Depuis deux semaines, je me sens coincé entre deux peurs. La peur du virus, bien sûr. Pas forcément la peur individuel, je suis jeune et en bonne santé et je compte bien lui survivre. Non, plutôt peur que pleins de gens meurent, que les hôpitaux soient saturés, peur que se soit en partie à cause de moi. Peur, que si je fais pas gaffe, ça peut blesser d’autres personnes.

Et puis la deuxième peur. Celle de la police, des nouvelles lois sécuritaires, du nouveau pas franchis vers une société toujours plus totalitaire. À un moment, tout se mélange dans ma tête. Je reste enfermé seul chez moi. Je ne sais plus moi-même si c’est à cause du virus ou à cause de la police.

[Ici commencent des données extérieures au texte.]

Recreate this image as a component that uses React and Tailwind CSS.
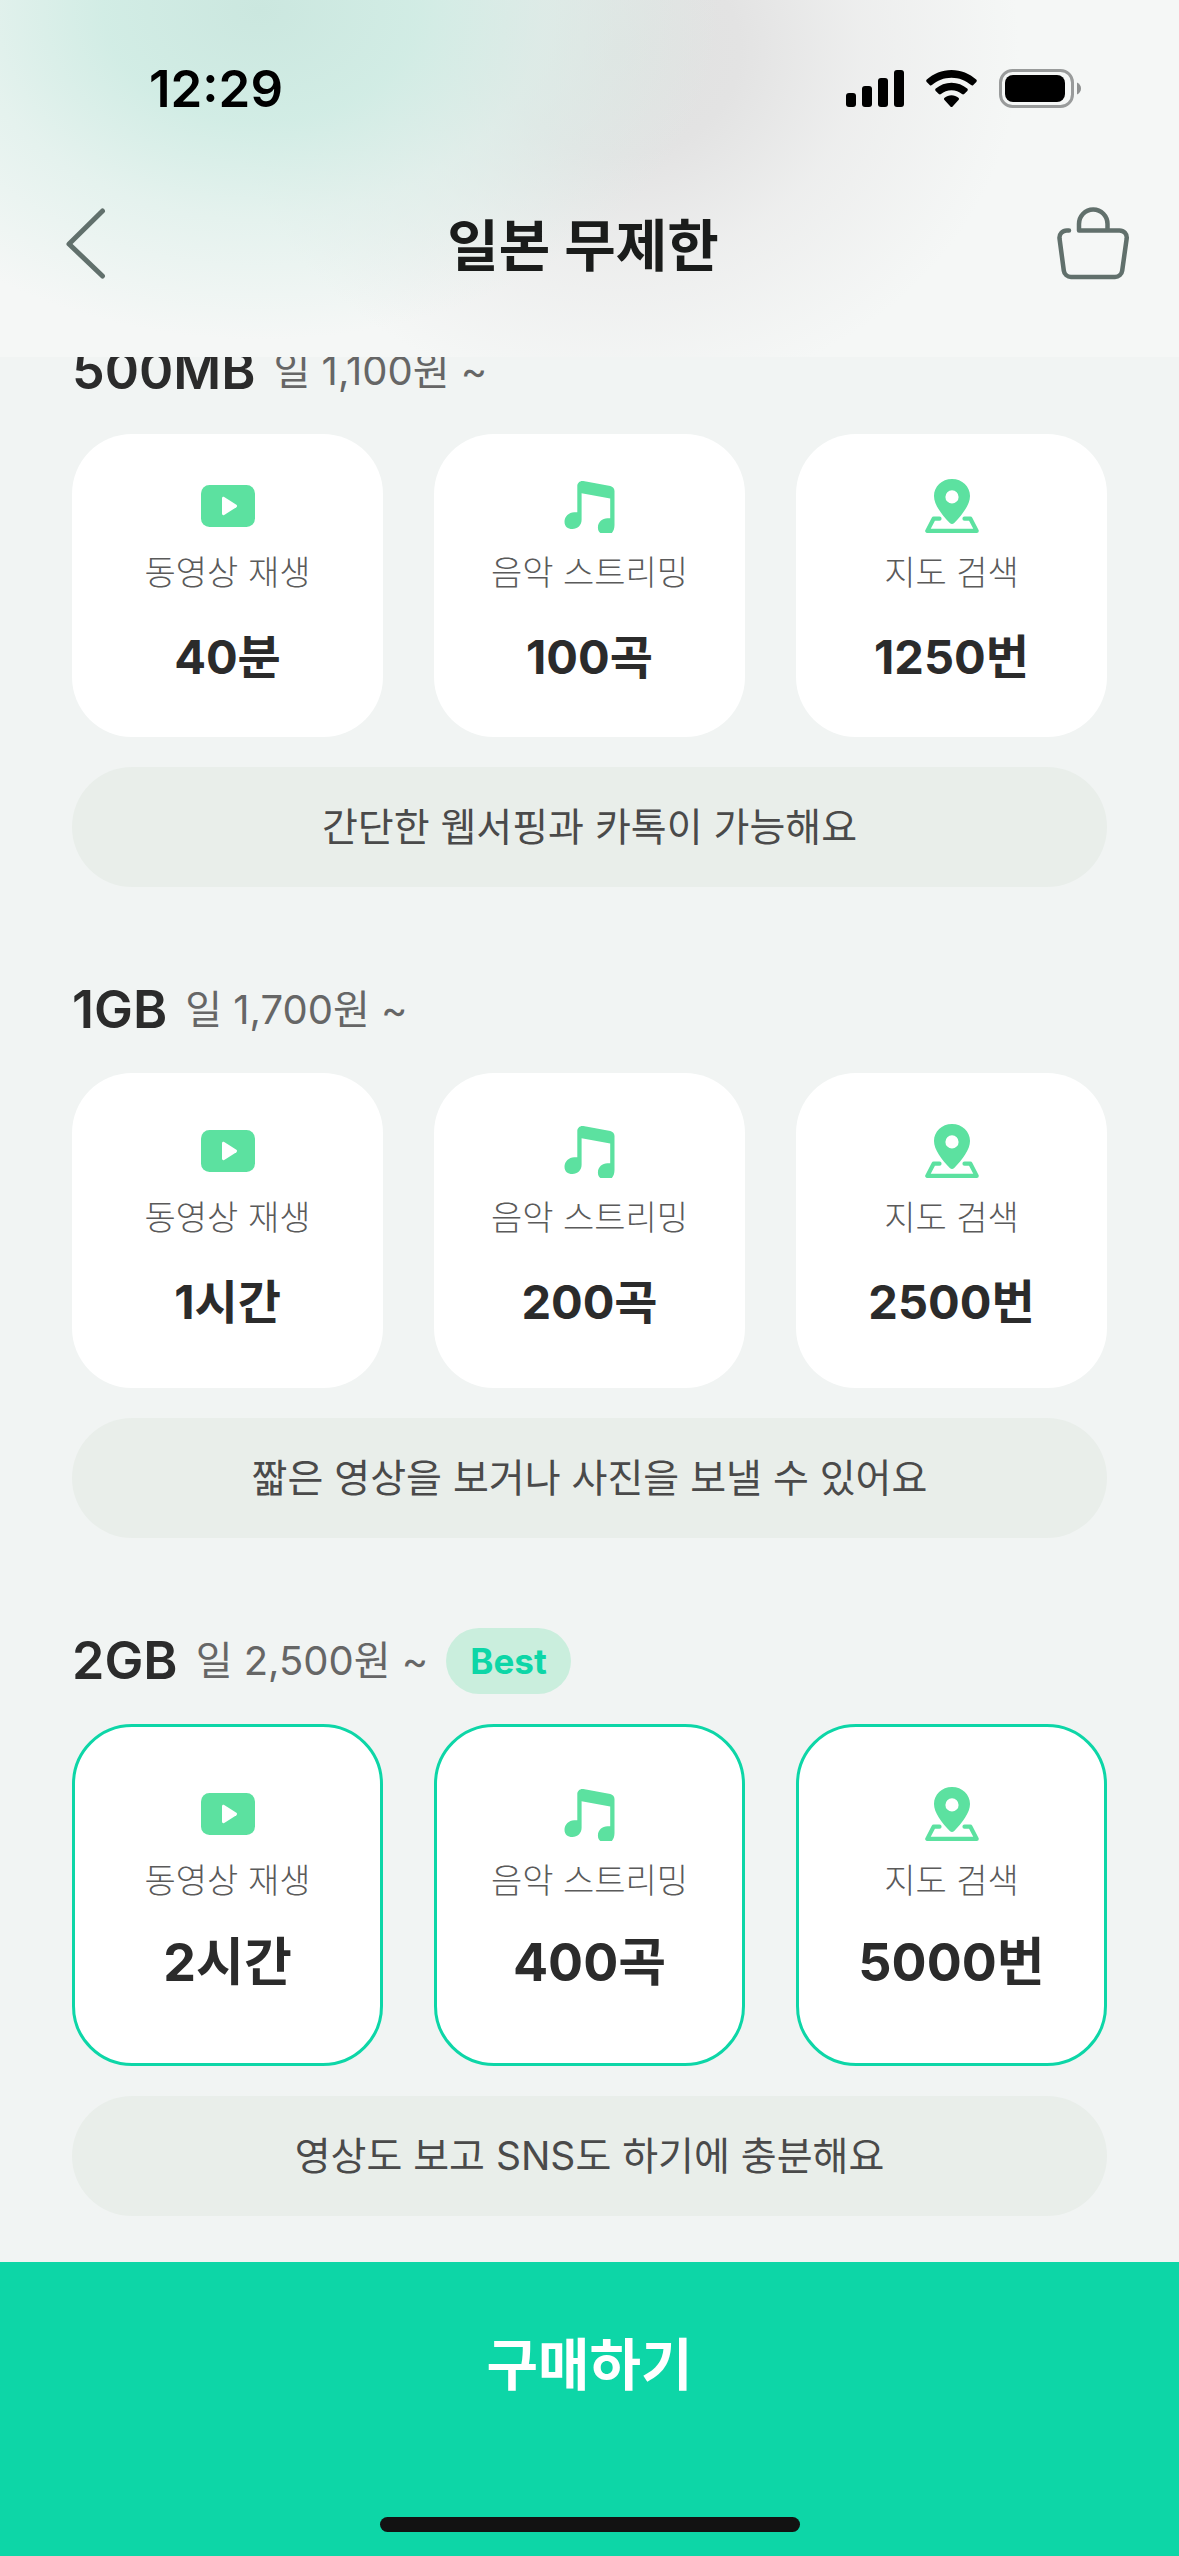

J’ai commencé à me confiner samedi 14, au soir. Quand Macron a recommandé de rester chez soi. J’en ai rien à foutre de Macron. Mais je pense qu’il faut des mesures collectives. Des mesures qu’on applique tou.te.s pour s’en sortir ensemble. La période d’incubation semble durer environ six jours, avec peut-être une possibilité de monter jusqu’à 14 jours. Qu’est ce que c’est que c’est que 14 jours dans une vie ? Je me suis dit « ok », je reste confiné 14 jours. Ces 14 jours finissent samedi soir. Mais bon, le confinement est plus efficace si tout le monde le fait en même temps. Beaucoup de gens ont commencé seulement mardi, alors, je tiendrai jusqu’à mardi.

Mardi, j’arrête le confinement. Je ne suis pas médecin. Peut-être que 14 jours, c’est trop court. Peut-être qu’il faudrait plus. Mais je ne peux pas décider ça tout seul. Lundi dernier, Airbus a recommencé le boulot. J’ai jamais bossé chez Airbus. J’imagine que c’est un grand atelier. J’imagine que plus de cinq personnes travaillent en même temps dans l’usine. J’imagine qu’il n’y a pas des sanitaires persos réservés à chaque employé.e. Je comprend pas. Quelle urgence y a-t-il à construire des avions à un moment ou des gens risquent d’en mourir ? Pourquoi ne pas attendre, deux mois, trois mois ? Je suis personnellement prêt à ne plus prendre l’avion pendant 6 mois si ça peut sauver des vies !

Je ne suis, ni le patron d’Airbus, ni l’État qui l’a autorisé à rouvrir. J’ai du respect pour la vie humaine. Je vais continuer à ne pas m’approcher des autres humains, je ne vais pas rendre visite à des ami.e.s, je vais éviter d’utiliser des toilettes publiques.

Par contre, je n’ai pas de respect pour les fantasmes autoritaires de celles et ceux qui ont eux-même provoqué la crise sanitaire. Car oui, ils l’ont provoqué. En refusant d’arrêter le trafic aérien avant que le virus n’arrive dans l’hexagone. En laissant les hôpitaux publics se dégrader. En négligeant les stocks de masques. En n’anticipant pas le besoin de tests de dépistages. En forçant les ouvriers du bâtiment à reprendre le travail. En autorisant pleins d’autres usines à maintenir leur production.

Tant qu’Airbus fonctionnera, je sortirai de chez moi, je marcherai au soleil, j’irai dans les parcs et sur les plages.

Je sais qu’il y aura la police en face de moi, et qu’ils ne seront pas tendre. Je sais aussi que si je reste chez moi paralysé par la peur, je pourrais aussi bien en crever.